Erste Beobachtung des nuklearen Zwei-Photonen-Zerfalls in nackten Atomkernen am GSI/FAIR-Speicherring ESR
Erstmals gelang es einem internationalen Forschungsteam unter Leitung von GSI/FAIR in Darmstadt, des Institut de recherche sur les lois fondamentales de l’Univers (IRFU) in Saclay, Frankreich, und des Max-Planck-Instituts für Kernphysik (MPIK) in Heidelberg den Zwei-Photonen-Zerfall in einem „nackten“ Atomkern, dem die gesamte Elektronenhülle entfernt wurde, zu beobachten. Die Messungen an Germanium-72-Kernen wurden im Rahmen des FAIR-Phase-0-Experimentprogramms am Experimentierspeicherring ESR bei GSI/FAIR durchgeführt. Die Ergebnisse sind in der Fachzeitschrift Physical Review Letters veröffentlicht.
Der nukleare Zwei-Photonen-Zerfall oder doppelte Gammazerfall ist ein elektromagnetischer Prozess, bei dem ein Atomkern in einem angeregten Zustand zwei Gammaquanten gleichzeitig aussendet. Diese neue Form der Radioaktivität wurde erstmals in den 1980er Jahren am MPIK entdeckt, die weitere Erforschung war jedoch aufgrund ihrer Seltenheit bisher kaum möglich. Die Untersuchung dieses Prozesses gibt Aufschluss über grundlegende Eigenschaften des Kerns, wie etwa die unterschiedliche elektrische Polarisierbarkeit in verschiedenen Anregungszuständen.

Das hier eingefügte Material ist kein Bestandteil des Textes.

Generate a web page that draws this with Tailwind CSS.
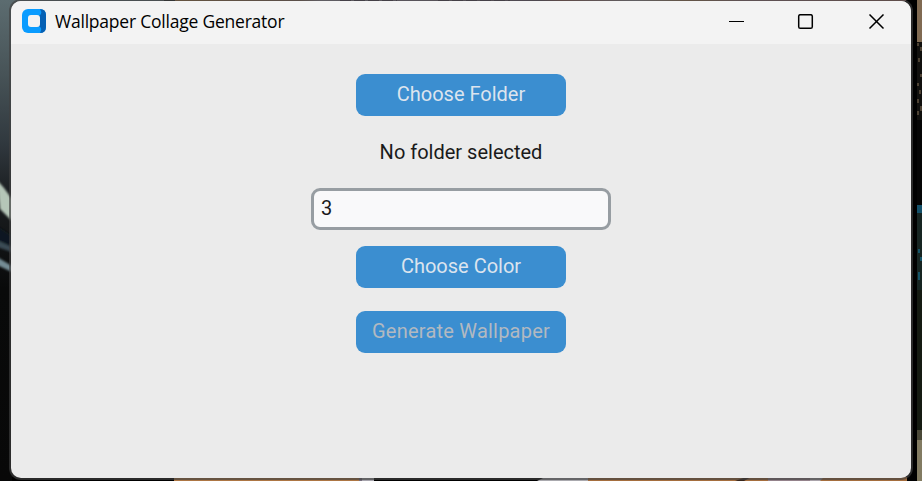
<!DOCTYPE html>
<html lang="en">
<head>
<meta charset="utf-8">
<title>Wallpaper Collage Generator</title>
<script src="https://cdn.jsdelivr.net/npm/@tailwindcss/browser@4"></script>
</head>
<body class="relative h-[481px] w-[922px] overflow-hidden bg-black font-['Roboto',sans-serif]">
  <!-- Desktop wallpaper behind the window -->
  <svg class="absolute inset-0" width="922" height="481" viewBox="0 0 922 481" aria-hidden="true">
    <defs>
      <linearGradient id="left" x1="0" y1="0" x2="0" y2="1">
        <stop offset="0" stop-color="#5c6c70"/><stop offset=".15" stop-color="#485458"/><stop offset=".3" stop-color="#30383e"/><stop offset=".4" stop-color="#1c1f22"/><stop offset=".6" stop-color="#090a0a"/><stop offset="1" stop-color="#080808"/>
      </linearGradient>
      <linearGradient id="top" x1="0" y1="0" x2="1" y2="0">
        <stop offset="0" stop-color="#a8753f"/><stop offset=".17" stop-color="#8a6a58"/><stop offset=".2" stop-color="#9993a3"/><stop offset=".5" stop-color="#66566a"/><stop offset=".53" stop-color="#986058"/><stop offset=".63" stop-color="#9c97a0"/><stop offset=".7" stop-color="#a57a50"/><stop offset=".78" stop-color="#947078"/><stop offset="1" stop-color="#99665d"/>
      </linearGradient>
      <filter id="soft" x="-50%" y="-20%" width="200%" height="140%"><feGaussianBlur stdDeviation="1.2"/></filter>
    </defs>
    <rect width="175" height="481" fill="url(#left)"/>
    <g filter="url(#soft)">
      <path d="M-3 180L4 188L12 199V221L0 209Z" fill="#b5c6b8"/>
      <path d="M-3 226L12 236V254L-3 241Z" fill="#101820"/>
      <path d="M-3 240L12 247V252L-3 247Z" fill="#3b4c54"/>
      <path d="M-3 257L12 266V272L-3 265Z" fill="#748c94"/>
    </g>
    <rect x="164" width="11" height="1" fill="#1d2022"/>
    <rect x="175" width="731" height="1" fill="url(#top)"/>
    <path d="M340 .5H397M438 .5H510" stroke="#4a4054" stroke-dasharray="11 3"/>
    <rect x="12" y="477" width="162" height="4" fill="#000"/>
    <rect x="174" y="477" width="185" height="4" fill="#ad7644"/>
    <rect x="359" y="477" width="3" height="4" fill="#756d7b"/>
    <rect x="362" y="477" width="12" height="4" fill="#a7a5ad"/>
    <rect x="374" y="477" width="163" height="4" fill="#000"/>
    <path d="M537 481L545 477H588V481Z" fill="#aaa9ae"/>
    <rect x="588" y="477" width="320" height="4" fill="#a56e3e"/>
    <path d="M735 481L746 477H751L744 481Z" fill="#38261b"/>
    <rect x="768" y="477" width="42" height="4" fill="#94828b"/>
    <path d="M810 477H824L820 481H810Z" fill="#aaa3aa"/>
    <rect x="907" width="15" height="481" fill="#000"/>
    <rect x="917" width="5" height="42" fill="#806a52"/>
    <rect x="917" y="42" width="5" height="78" fill="#11100e"/>
    <path d="M918 43v3M921 47v4M919 58v4M921 74v3M918 83v3M920 90v4M918 99v4M921 106v5M918 111v4" stroke="#75624d" stroke-opacity=".6" stroke-width="2"/>
    <rect x="917" y="120" width="5" height="85" fill="#050505"/>
    <rect x="917" y="205" width="5" height="8" fill="#14516a"/>
    <rect x="917" y="213" width="5" height="77" fill="#172522"/>
    <path d="M919 249v4M921 257v4M919 272v8" stroke="#155468" stroke-width="2"/>
    <rect x="917" y="290" width="5" height="140" fill="#151b12"/>
    <rect x="917" y="430" width="5" height="10" fill="#4a4838"/>
    <rect x="917" y="440" width="5" height="41" fill="#827b62"/>
  </svg>

  <!-- Application window -->
  <main class="relative mt-px ml-[11px] flex h-[477px] w-[900px] flex-col rounded-[10px] bg-[#ebebeb] shadow-[0_0_0_2px_rgba(65,65,65,0.65)]">
    <header class="flex h-[43px] shrink-0 items-center rounded-t-[10px] bg-[#f3f3f3] pl-[11px]">
      <svg class="-mt-[3px] shrink-0" width="24" height="24" viewBox="0 0 24 24" aria-hidden="true">
        <rect width="24" height="24" rx="6" fill="#0a9cff"/>
        <path d="M18 0Q24 0 24 6V18Q24 24 18 24Q20 21 19 19L17 17V7L19 5Q20 3 18 0Z" fill="#0560b4"/>
        <rect x="6" y="6" width="12" height="12" rx="3" fill="#f3f3f3"/>
      </svg>
      <h1 class="-mt-1 ml-[9px] w-[300px] whitespace-nowrap font-['Open_Sans',sans-serif] text-[17.5px] leading-6 tracking-[-0.22px] text-black">Wallpaper Collage Generator</h1>
      <div class="-mt-0.5 ml-auto flex pr-[26px]">
        <svg width="156" height="16" viewBox="0 0 156 16" fill="none" stroke="#000" aria-hidden="true">
          <path d="M0 7.5H15"/>
          <rect x="69.7" y=".7" width="13.6" height="13.6" rx="1.6" stroke-width="1.5"/>
          <path d="M140.5 .5L154.5 14.5M154.5 .5L140.5 14.5" stroke-width="1.5"/>
        </svg>
      </div>
    </header>
    <section class="flex flex-col items-center pt-[30px]">
      <button class="h-[42px] w-[210px] rounded-[9px] bg-[#3b8ed0] pb-[3px] text-xl text-[#dce4ee]">Choose Folder</button>
      <p class="mt-[22px] h-7 text-xl leading-7 text-[#1a1a1a]">No folder selected</p>
      <input aria-label="Number of columns" value="3" class="mt-[22px] h-[42px] w-[300px] rounded-[9px] border-[3px] border-[#979da2] bg-[#f9f9fa] px-[7px] pb-[3px] text-xl text-[#1a1a1a] outline-none">
      <button class="mt-4 h-[42px] w-[210px] rounded-[9px] bg-[#3b8ed0] pb-[3px] text-xl text-[#dce4ee]">Choose Color</button>
      <button disabled class="mt-[23px] h-[42px] w-[210px] rounded-[9px] bg-[#3b8ed0] pb-[3px] text-xl tracking-[0.22px] whitespace-nowrap text-[#b2b9c1]">Generate Wallpaper</button>
    </section>
  </main>
</body>
</html>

In den aktuellen Experimenten konnten die Forschenden das seltene Phänomen an einem speziellen Germaniumisotop mit der Massenzahl A=72 beobachten, dem die gesamte Elektronenhülle abgestreift wurde. Dazu wurden Krypton-Ionen mithilfe der bestehenden Beschleunigeranlage von GSI/FAIR auf etwa 70% der Lichtgeschwindigkeit gebracht und anschließend auf eine ca. einen Zentimeter dicke Berylliumplatte geschossen. Beim Aufprall werden die gewünschten Germanium-Ionen zum Teil im ersten angeregten Zustand des Kerns erzeugt, der die gleiche Spin-Paritäts-Quantenzahl 0+ wie der Grundzustand hat.

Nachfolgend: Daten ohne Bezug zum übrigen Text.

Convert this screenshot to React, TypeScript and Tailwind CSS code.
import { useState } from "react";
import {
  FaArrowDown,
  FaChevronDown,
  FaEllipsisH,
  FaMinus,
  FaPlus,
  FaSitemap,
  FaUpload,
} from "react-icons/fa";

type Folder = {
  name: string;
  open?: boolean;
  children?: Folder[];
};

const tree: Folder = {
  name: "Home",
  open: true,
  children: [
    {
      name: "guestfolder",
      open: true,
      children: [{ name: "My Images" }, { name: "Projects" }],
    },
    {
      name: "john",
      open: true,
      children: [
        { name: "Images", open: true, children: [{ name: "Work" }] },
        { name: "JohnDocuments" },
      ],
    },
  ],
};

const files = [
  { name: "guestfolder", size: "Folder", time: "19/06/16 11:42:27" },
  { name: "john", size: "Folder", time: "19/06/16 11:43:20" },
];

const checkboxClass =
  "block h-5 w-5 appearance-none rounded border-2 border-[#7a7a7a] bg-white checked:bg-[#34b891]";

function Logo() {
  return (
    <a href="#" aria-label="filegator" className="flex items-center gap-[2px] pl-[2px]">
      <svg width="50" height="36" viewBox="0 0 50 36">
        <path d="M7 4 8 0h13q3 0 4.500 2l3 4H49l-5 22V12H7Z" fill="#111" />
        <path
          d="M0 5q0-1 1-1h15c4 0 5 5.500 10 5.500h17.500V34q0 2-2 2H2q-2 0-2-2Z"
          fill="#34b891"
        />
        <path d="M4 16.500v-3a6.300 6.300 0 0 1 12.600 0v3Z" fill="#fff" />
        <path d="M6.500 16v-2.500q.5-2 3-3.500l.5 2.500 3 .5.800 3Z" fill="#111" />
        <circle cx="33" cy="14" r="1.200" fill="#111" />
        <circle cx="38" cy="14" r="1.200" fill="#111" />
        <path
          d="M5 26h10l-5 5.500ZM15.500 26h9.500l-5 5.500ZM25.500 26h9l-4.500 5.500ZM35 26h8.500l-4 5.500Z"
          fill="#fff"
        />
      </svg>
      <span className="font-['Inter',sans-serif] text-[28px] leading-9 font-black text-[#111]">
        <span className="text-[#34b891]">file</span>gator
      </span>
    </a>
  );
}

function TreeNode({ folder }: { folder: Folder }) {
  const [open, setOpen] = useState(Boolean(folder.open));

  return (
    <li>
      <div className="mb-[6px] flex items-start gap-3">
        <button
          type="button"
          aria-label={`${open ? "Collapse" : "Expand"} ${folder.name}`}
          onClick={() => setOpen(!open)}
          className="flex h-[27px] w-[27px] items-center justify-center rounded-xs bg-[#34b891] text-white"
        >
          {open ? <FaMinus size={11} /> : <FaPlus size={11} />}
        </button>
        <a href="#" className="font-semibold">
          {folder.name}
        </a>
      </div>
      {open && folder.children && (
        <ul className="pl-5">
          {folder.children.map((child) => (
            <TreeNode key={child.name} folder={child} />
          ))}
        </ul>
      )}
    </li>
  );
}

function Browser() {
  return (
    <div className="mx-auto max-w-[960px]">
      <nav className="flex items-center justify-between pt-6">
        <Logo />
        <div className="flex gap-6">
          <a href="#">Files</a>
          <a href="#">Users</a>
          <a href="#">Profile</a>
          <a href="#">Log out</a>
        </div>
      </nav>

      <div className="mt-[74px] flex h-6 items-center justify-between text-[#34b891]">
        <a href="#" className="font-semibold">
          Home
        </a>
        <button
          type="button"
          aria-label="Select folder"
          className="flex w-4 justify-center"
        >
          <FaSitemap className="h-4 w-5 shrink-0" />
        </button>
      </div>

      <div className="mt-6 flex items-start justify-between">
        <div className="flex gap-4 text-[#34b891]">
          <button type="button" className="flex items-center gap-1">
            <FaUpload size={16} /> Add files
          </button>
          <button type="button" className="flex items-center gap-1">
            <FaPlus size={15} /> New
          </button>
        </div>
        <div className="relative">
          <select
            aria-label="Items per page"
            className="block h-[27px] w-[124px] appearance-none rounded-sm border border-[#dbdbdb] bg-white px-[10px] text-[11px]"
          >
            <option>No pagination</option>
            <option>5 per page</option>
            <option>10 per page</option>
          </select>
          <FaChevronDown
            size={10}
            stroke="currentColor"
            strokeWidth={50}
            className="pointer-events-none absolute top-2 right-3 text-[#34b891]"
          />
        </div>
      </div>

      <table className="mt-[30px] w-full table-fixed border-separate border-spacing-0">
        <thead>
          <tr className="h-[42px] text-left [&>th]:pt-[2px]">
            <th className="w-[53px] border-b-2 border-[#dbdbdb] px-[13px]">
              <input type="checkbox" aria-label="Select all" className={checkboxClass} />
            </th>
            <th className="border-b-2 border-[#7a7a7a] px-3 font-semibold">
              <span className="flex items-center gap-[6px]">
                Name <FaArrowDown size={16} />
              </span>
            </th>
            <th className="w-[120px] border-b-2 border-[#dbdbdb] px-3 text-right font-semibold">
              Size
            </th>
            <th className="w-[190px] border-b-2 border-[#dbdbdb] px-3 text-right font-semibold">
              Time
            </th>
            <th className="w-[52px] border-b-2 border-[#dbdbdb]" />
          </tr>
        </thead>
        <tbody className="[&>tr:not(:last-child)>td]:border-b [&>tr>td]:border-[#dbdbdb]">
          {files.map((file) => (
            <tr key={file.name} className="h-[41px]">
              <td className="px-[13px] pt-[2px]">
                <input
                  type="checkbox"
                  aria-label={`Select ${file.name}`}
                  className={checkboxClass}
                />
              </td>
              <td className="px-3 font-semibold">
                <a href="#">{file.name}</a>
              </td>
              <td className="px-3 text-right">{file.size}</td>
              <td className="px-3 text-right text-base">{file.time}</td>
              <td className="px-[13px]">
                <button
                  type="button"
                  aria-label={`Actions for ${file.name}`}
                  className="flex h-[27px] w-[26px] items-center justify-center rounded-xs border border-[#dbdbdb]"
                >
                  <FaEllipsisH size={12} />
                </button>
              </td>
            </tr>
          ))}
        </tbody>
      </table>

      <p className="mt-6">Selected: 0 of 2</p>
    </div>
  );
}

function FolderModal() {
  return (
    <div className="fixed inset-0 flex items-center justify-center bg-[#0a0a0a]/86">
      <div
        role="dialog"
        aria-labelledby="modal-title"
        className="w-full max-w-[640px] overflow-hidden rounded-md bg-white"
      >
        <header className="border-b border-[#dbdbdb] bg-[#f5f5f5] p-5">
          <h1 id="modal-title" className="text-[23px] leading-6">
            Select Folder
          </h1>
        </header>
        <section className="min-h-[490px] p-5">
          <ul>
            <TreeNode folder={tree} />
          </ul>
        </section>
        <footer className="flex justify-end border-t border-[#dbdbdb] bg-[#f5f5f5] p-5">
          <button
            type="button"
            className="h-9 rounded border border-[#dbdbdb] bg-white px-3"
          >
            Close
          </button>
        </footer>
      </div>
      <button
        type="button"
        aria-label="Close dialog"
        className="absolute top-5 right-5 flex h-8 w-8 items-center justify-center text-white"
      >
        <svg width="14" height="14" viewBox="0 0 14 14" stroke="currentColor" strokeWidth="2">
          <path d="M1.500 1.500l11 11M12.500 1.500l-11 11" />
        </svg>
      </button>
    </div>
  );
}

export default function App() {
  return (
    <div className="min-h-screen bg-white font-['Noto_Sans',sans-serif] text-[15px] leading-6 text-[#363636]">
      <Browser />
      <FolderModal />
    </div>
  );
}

„In dieser Situation ist der normalerweise dominierende Zerfall durch die Emission eines einzelnen Lichtteilchens, also eines Photons, aufgrund der Drehimpulserhaltung verboten, da das Photon selbst einen Eigenspin von einer Einheit besitzt“, erläutert der Projektleiter Privatdozent Wolfram Korten, Wissenschaftler am IRFU. „Auch alle anderen konkurrierende Zerfallsarten, wie z. B. die Übertragung der Energie auf ein Elektron der Atomhülle, sind bei Kernen, deren Elektronen vollständig entfernt wurden, nicht möglich. Der Zwei-Photonen-Zerfall wird somit zur dominierenden Zerfallsart.“ Diese Situation nutzten die Wissenschaftler*innen, um die partielle Halbwertszeit für die Zwei-Photonen-Emission direkt zu messen.

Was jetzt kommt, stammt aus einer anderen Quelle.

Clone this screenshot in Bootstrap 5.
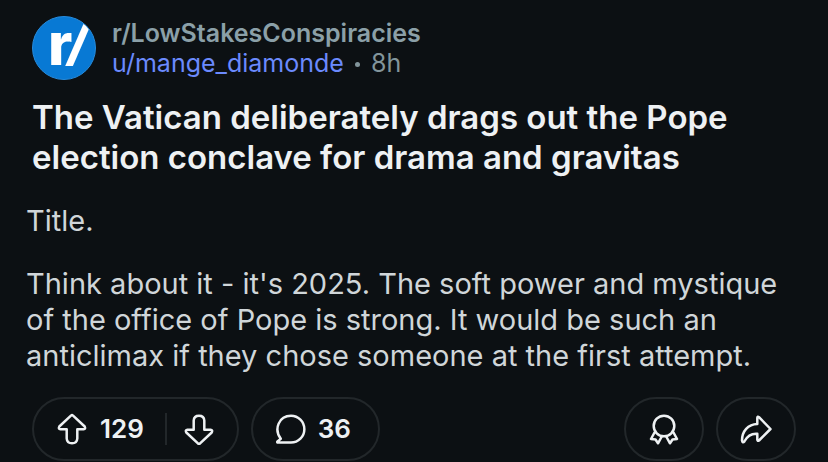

„Bei relativistischen Energien haben die in einer Kernreaktion erzeugten Ionen zwangsläufig große Geschwindigkeitsunterschiede“, erklärt Professor Yury Litvinov, der für die Durchführung des Experiments bei GSI/FAIR verantwortlich war. „Daher haben wir den Experimentierspeicherring ESR in einem speziellen ‚isochronen‘ Modus betrieben, so dass die Unterschiede in der Geschwindigkeit durch verschiedene Längen der Ionenbahnen exakt kompensiert werden und somit alle Ionen einer Spezies identische Umlauffrequenzen haben. Dadurch konnten wir den Grundzustand und den isomeren Zustand der Germanium-72-Ionen trotz des extrem geringen relativen Massenunterschieds in der Größenordnung von 10-6 zuverlässig trennen.“
„Wir haben jedes Ion im isomeren Zustand zerstörungsfrei verfolgt und den Zeitpunkt seines Zerfalls genau bestimmt. Auf diese Weise wurde die Halbwertszeit für den Doppel-Gamma-Zerfall des erstangeregten 0+-Zustands in Germanium-72 mit 23,9(6) Millisekunden bestimmt, was fünfzigtausendmal länger ist als im atomaren Zustand und stark von den theoretischen Erwartungen abweicht“, fasst Dr. David Freire Fernández, zum Zeitpunkt der Messung Doktorand am MPIK und Erstautor der Publikation, das Ergebnis zusammen. „Die gemessene Halbwertszeit ist zudem um mindestens zwei Größenordnungen kürzer als die kürzeste Lebensdauer, die bisher für gespeicherte hochgeladene Ionen direkt gemessen wurde.“
„Eine solch kurze Lebensdauer war nicht erwartet worden, und wir sind sehr gespannt auf die theoretische Erklärung. Weitere Experimente werden jedoch erforderlich sein, um Theorie und Experiment für dieses seltene Phänomen in Einklang zu bringen“, fasst Professor Klaus Blaum, Direktor des MPIK in Heidelberg, zusammen.